Phase 1 of Wharf, M-U Waterfront Development in DC, Breaks Ground
Development of Phase One of the 24-acre, $2 billion The Wharf project along Washington, D.C.’s Southwest Waterfront got underway this week, eight years after it was proposed.
By Gail Kalinoski, Contributing Editor
Development of Phase One of the 24-acre, $2 billion The Wharf project along Washington, D.C.’s Southwest Waterfront got under way this week, eight years after it was proposed.
Monty Hoffman, CEO of PN Hoffman, noted at the groundbreaking ceremony that it took “$65 million, seven council votes and three acts of Congress” to get to the development stage.
PN Hoffman and Madison Marquette in a joint venture known as Hoffman-Madison Waterfront are the lead developers on the mixed-use development on the historic Washington Channel.
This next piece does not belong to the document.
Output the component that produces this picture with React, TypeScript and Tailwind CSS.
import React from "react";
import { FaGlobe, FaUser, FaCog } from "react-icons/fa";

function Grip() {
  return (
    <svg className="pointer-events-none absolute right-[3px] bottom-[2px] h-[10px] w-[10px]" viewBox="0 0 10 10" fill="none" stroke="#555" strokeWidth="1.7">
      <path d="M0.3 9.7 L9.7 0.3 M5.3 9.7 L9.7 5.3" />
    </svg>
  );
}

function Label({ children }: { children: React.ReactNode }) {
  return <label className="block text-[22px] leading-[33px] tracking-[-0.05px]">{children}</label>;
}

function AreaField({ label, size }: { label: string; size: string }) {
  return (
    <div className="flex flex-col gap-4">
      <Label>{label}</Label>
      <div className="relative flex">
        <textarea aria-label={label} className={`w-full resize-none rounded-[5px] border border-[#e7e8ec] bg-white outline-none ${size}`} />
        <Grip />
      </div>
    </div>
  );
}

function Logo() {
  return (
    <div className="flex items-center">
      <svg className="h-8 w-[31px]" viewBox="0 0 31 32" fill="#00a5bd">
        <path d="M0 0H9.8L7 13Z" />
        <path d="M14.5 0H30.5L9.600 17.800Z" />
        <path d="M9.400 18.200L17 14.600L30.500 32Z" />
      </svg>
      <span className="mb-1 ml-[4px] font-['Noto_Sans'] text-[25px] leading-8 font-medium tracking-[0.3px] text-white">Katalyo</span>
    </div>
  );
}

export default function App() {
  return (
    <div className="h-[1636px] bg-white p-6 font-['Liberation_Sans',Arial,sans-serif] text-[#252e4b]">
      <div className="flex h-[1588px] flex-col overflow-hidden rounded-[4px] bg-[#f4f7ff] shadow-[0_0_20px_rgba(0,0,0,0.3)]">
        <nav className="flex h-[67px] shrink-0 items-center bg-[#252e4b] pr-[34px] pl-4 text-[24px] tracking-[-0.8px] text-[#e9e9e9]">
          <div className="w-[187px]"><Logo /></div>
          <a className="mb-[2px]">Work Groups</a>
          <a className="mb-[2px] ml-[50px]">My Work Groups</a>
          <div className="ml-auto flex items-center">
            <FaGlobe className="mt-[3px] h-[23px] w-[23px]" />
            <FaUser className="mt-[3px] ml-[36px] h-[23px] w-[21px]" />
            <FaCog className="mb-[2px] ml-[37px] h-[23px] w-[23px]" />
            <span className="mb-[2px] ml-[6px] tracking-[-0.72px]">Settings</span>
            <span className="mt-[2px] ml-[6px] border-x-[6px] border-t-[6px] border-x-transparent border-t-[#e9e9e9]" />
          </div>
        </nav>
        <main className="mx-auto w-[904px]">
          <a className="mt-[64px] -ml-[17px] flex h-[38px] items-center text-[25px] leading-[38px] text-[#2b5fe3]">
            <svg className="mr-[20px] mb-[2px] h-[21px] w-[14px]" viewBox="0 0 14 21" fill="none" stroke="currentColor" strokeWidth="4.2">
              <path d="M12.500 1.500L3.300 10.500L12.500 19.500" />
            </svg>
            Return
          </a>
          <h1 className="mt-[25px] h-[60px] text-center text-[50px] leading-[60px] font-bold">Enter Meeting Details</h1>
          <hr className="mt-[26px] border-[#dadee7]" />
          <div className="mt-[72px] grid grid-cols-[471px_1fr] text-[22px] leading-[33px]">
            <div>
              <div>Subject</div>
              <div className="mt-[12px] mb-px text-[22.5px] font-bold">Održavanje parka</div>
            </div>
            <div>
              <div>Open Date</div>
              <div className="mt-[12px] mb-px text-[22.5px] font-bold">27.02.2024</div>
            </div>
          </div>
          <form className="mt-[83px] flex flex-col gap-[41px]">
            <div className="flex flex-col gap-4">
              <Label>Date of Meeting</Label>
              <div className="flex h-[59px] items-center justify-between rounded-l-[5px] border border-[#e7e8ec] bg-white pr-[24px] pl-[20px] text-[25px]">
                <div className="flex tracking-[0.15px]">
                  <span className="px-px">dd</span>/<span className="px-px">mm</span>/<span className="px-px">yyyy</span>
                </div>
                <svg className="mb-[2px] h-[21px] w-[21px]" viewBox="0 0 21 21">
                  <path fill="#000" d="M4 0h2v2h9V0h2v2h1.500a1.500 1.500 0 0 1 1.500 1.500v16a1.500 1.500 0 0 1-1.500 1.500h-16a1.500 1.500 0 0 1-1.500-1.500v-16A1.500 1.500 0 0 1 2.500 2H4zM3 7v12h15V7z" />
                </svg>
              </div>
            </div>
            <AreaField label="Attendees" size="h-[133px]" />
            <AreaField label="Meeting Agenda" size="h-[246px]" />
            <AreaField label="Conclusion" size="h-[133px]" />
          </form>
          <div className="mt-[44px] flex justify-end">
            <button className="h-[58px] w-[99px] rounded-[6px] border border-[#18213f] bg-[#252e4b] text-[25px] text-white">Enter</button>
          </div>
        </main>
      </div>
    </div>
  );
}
The team also includes ER Bacon Development, City Partners, Paramount Development and Triden Development.
The Wharf is adjacent to the National Mall with a development area stretching one mile from the Municipal Fish Market to Fort McNair. Once built out by 2021, it will comprise 3.2 million square feet of residential, office, hotel, retail, cultural and public uses, including waterfront parks, promenades, piers, and docks.
Phase One, with a building area of more than 1.9 million square feet, is expected to cost about $775 million and will include 620 apartments; 290 condominiums; 175,000 square feet of retail; an 11-story office building; and three hotels, including a 268-room InterContinental run by Washington, D.C.-based Carr Hospitality. The hotel will be near one of the new piers, where guests will be allowed to use some of the boat slips. The first phase, expected to be completed by 2017, will also include 20 bars, restaurants and cafes, a movie theater and 6,000-seat concert hall.
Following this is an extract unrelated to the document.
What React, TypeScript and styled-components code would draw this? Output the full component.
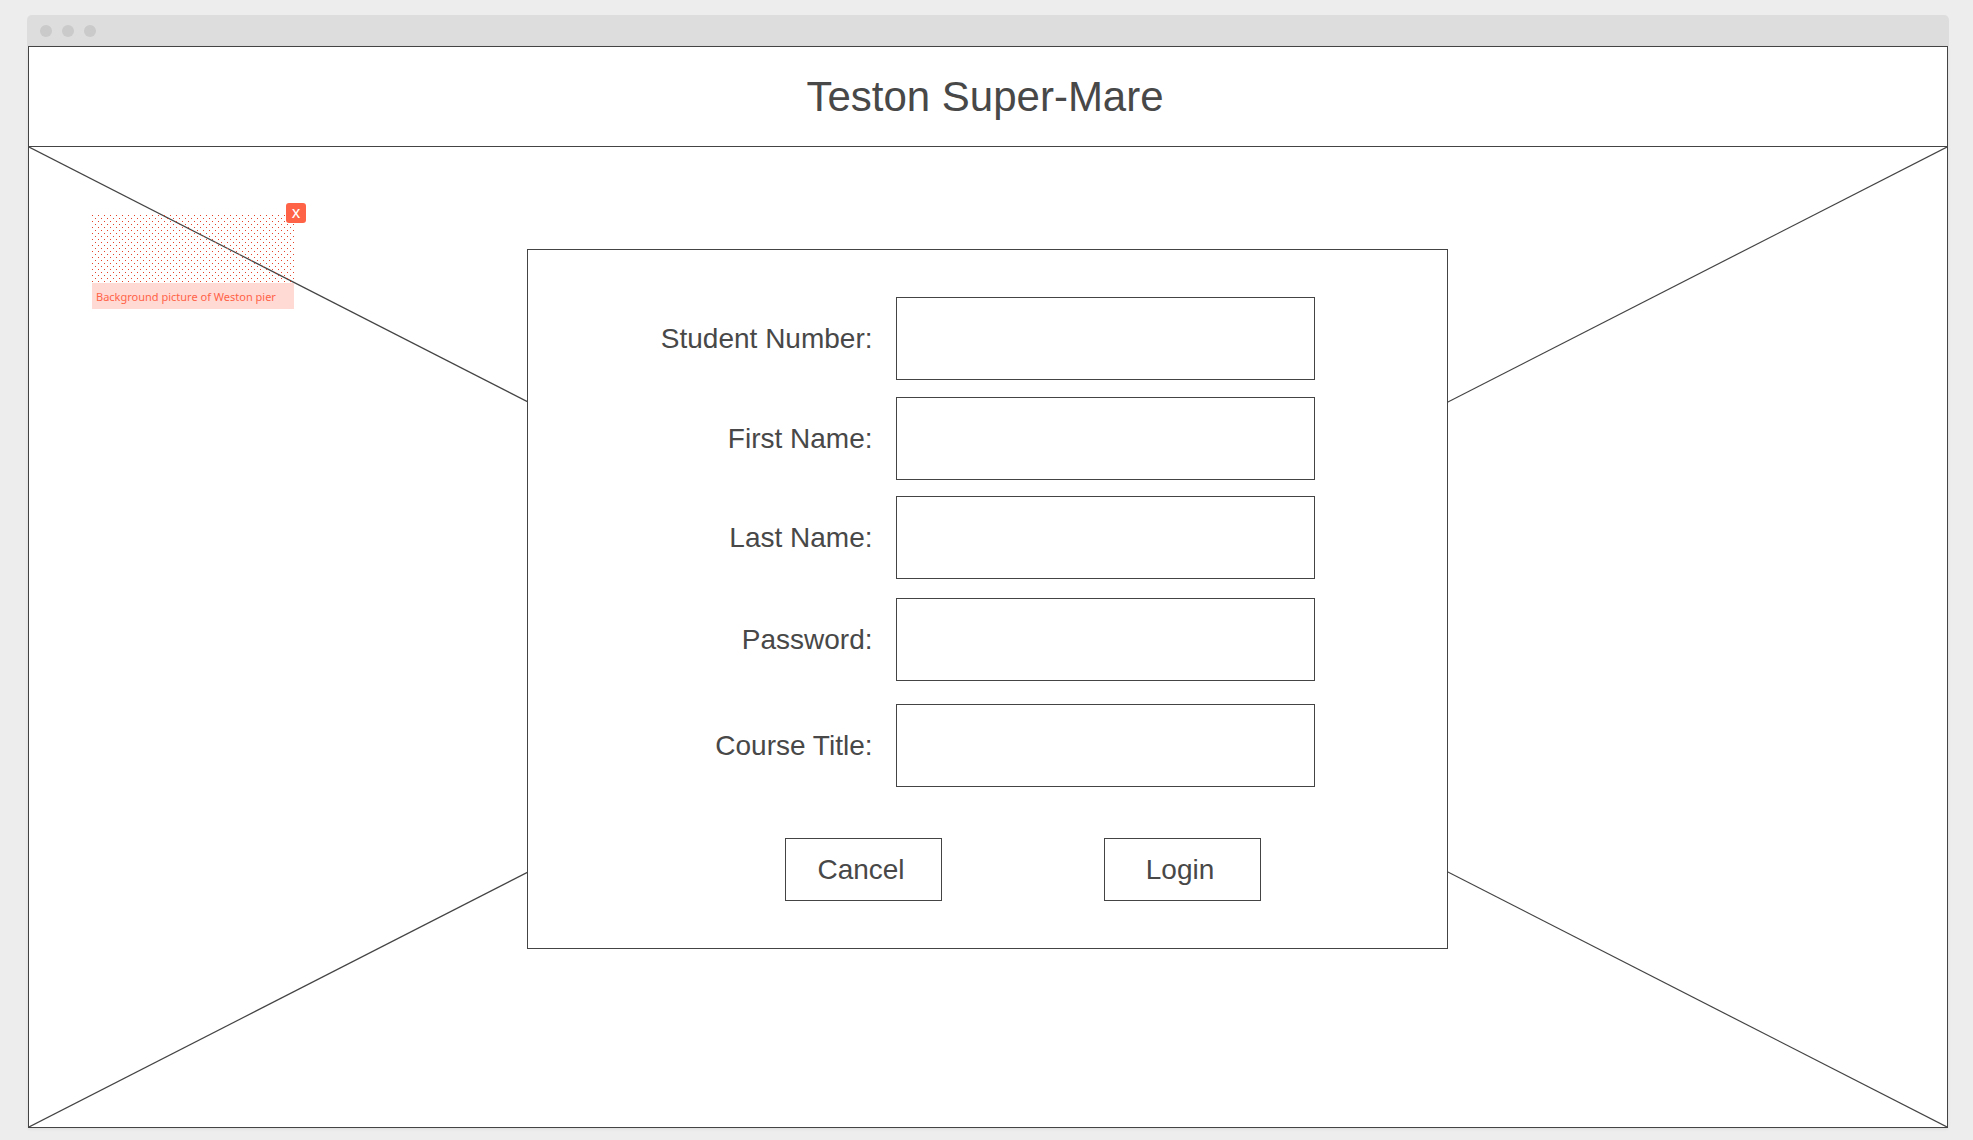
import React from "react";
import styled, { createGlobalStyle } from "styled-components";

const ink = "#444444";
const textInk = "#484848";
const accent = "#ff6347";
const dot = "#e5432a";

const GlobalStyle = createGlobalStyle`
  *, *::before, *::after { box-sizing: border-box; }
  body {
    margin: 0;
    background: #ededed;
    color: ${textInk};
    font-family: "Liberation Sans", Arial, sans-serif;
  }
`;

const Page = styled.div`
  display: flex;
  flex-direction: column;
  min-height: 100vh;
  padding: 15px 24px 12px 27px;
`;

const TitleBar = styled.div`
  display: flex;
  align-items: center;
  gap: 10px;
  height: 31px;
  padding: 0 13px;
  background: #dddddd;
  border-radius: 5px 5px 0 0;
`;

const WindowDot = styled.span`
  width: 12px;
  height: 12px;
  border-radius: 50%;
  background: #cacaca;
`;

const Frame = styled.div`
  flex: 1;
  display: flex;
  flex-direction: column;
  margin: 0 1px;
  background: #ffffff;
  border: 1px solid ${ink};
  box-shadow: 0 1px 3px rgba(0, 0, 0, 0.08);
`;

const Header = styled.header`
  display: flex;
  align-items: center;
  justify-content: center;
  height: 100px;
  padding-right: 6px;
  border-bottom: 1px solid ${ink};
`;

const Title = styled.h1`
  margin: 0;
  font-size: 42px;
  font-weight: 400;
  line-height: 48px;
`;

const Stage = styled.main`
  position: relative;
  flex: 1;
  padding: 102px 26px 178px 24px;
`;

const Cross = styled.svg`
  position: absolute;
  inset: 0;
  width: 100%;
  height: 100%;
`;

const Card = styled.form`
  position: relative;
  display: flex;
  flex-direction: column;
  max-width: 921px;
  min-height: 700px;
  margin: 0 auto;
  padding: 47px 132px 47px 24px;
  background: #ffffff;
  border: 1px solid ${ink};
`;

const Field = styled.div<{ $gap: number }>`
  display: grid;
  grid-template-columns: 1fr 419px;
  align-items: center;
  column-gap: 23px;
  margin-bottom: ${(p) => p.$gap}px;
`;

const Label = styled.label`
  font-size: 28px;
  line-height: 32px;
  text-align: right;
`;

const Input = styled.input`
  width: 100%;
  height: 83px;
  padding: 0 16px;
  background: #ffffff;
  border: 1px solid ${ink};
  border-radius: 0;
  color: ${textInk};
  font: inherit;
  font-size: 28px;
`;

const Actions = styled.div`
  display: flex;
  justify-content: flex-end;
  gap: 162px;
  padding-right: 54px;
`;

const Button = styled.button`
  width: 157px;
  height: 63px;
  padding: 0 4px 0 0;
  background: #ffffff;
  border: 1px solid ${ink};
  border-radius: 0;
  color: ${textInk};
  font: inherit;
  font-size: 28px;
  line-height: 32px;
`;

const Note = styled.aside`
  position: absolute;
  top: 68px;
  left: 63px;
  width: 202px;
`;

const NoteArea = styled.svg`
  display: block;
  width: 100%;
  height: 68px;
`;

const NoteText = styled.p`
  margin: 0;
  padding: 5px 4px 3px;
  background: #ffdad5;
  color: ${accent};
  font-family: "Noto Sans", "Open Sans", sans-serif;
  font-size: 11px;
  line-height: 18px;
  white-space: nowrap;
`;

const NoteClose = styled.button`
  position: absolute;
  top: -12px;
  right: -12px;
  width: 20px;
  height: 20px;
  padding: 0;
  background: ${accent};
  border: 0;
  border-radius: 3px;
  color: #ffffff;
  font-family: "Open Sans", "Noto Sans", sans-serif;
  font-size: 13px;
  font-weight: 600;
  line-height: 20px;
  text-align: center;
`;

const fields = [
  { id: "student-number", label: "Student Number:", type: "text", gap: 17 },
  { id: "first-name", label: "First Name:", type: "text", gap: 16 },
  { id: "last-name", label: "Last Name:", type: "text", gap: 19 },
  { id: "password", label: "Password:", type: "password", gap: 23 },
  { id: "course-title", label: "Course Title:", type: "text", gap: 51 },
];

export default function App() {
  return (
    <>
      <GlobalStyle />
      <Page>
        <TitleBar>
          <WindowDot />
          <WindowDot />
          <WindowDot />
        </TitleBar>
        <Frame>
          <Header>
            <Title>Teston Super-Mare</Title>
          </Header>
          <Stage>
            <Cross aria-hidden="true" stroke={ink} strokeWidth="1.2">
              <line x1="0" y1="0" x2="100%" y2="100%" />
              <line x1="0" y1="100%" x2="100%" y2="0" />
            </Cross>
            <Card onSubmit={(e) => e.preventDefault()}>
              {fields.map((f) => (
                <Field key={f.id} $gap={f.gap}>
                  <Label htmlFor={f.id}>{f.label}</Label>
                  <Input id={f.id} name={f.id} type={f.type} />
                </Field>
              ))}
              <Actions>
                <Button type="button">Cancel</Button>
                <Button type="submit">Login</Button>
              </Actions>
            </Card>
            <Note>
              <NoteArea aria-hidden="true" shapeRendering="crispEdges">
                <defs>
                  <pattern id="dots" width="6" height="6" patternUnits="userSpaceOnUse">
                    <rect width="1" height="1" fill={dot} />
                    <rect x="3" y="3" width="1" height="1" fill={dot} />
                  </pattern>
                </defs>
                <rect width="100%" height="100%" fill="url(#dots)" />
              </NoteArea>
              <NoteText>Background picture of Weston pier</NoteText>
              <NoteClose type="button" aria-label="X">X</NoteClose>
            </Note>
          </Stage>
        </Frame>
      </Page>
    </>
  );
}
Financing for Phase One includes $220 million in equity from PSP Investments of Canada, which was obtained earlier this month, according to The Washington Post. Other financing includes nearly $400 million in private debt and $113 million from the city, the Washington Business Journal reported.
In a press release describing the project, Hoffman called The Wharf “a rare development opportunity.”
“Our plan is a combination of aesthetics and activity,” he said. “We want to reclaim the waterfront and transform this corner of the District.”
Perkins Eastman, a leading design and architecture firm and the project’s Master Planner, is designing the public areas, including the Wharf, District Pier, Transit Pier, Market Pier, Mews and two levels of below-grade parking for more than 1,500 vehicles. The firm is also designing two residential towers; a 200,000-square-foot office building; the 150,000-square-foot concert hall as well as 25,000 square feet of retail and 15,000 square feet of upper-floor entertainment space.
“We’re proud to be helping return the city back to where it began, with mixed uses and high density all activating one of the world’s premier maritime destinations,” said Stan Eckstut, principal of EE&K, a Perkins Eastman company, who is leading the design team. “Designing The Wharf is about creating places where people want to live and visit, bringing the human scale to a large-scale development. It’s pedestrian-oriented, water-oriented, and transit-oriented development all in one.”
John Benziger, regional managing principal for Cassidy Turley in Washington, D.C., who is not part of the development, called The Wharf “a tremendously exciting project for Washington, D.C.”
“If you look at any other city that is located on a river or other body of water, that is where people want to work, live and play,” he told Commercial Property Executive. “With the exception of Georgetown, Washington has not really followed that pattern. I think it will be a huge success.”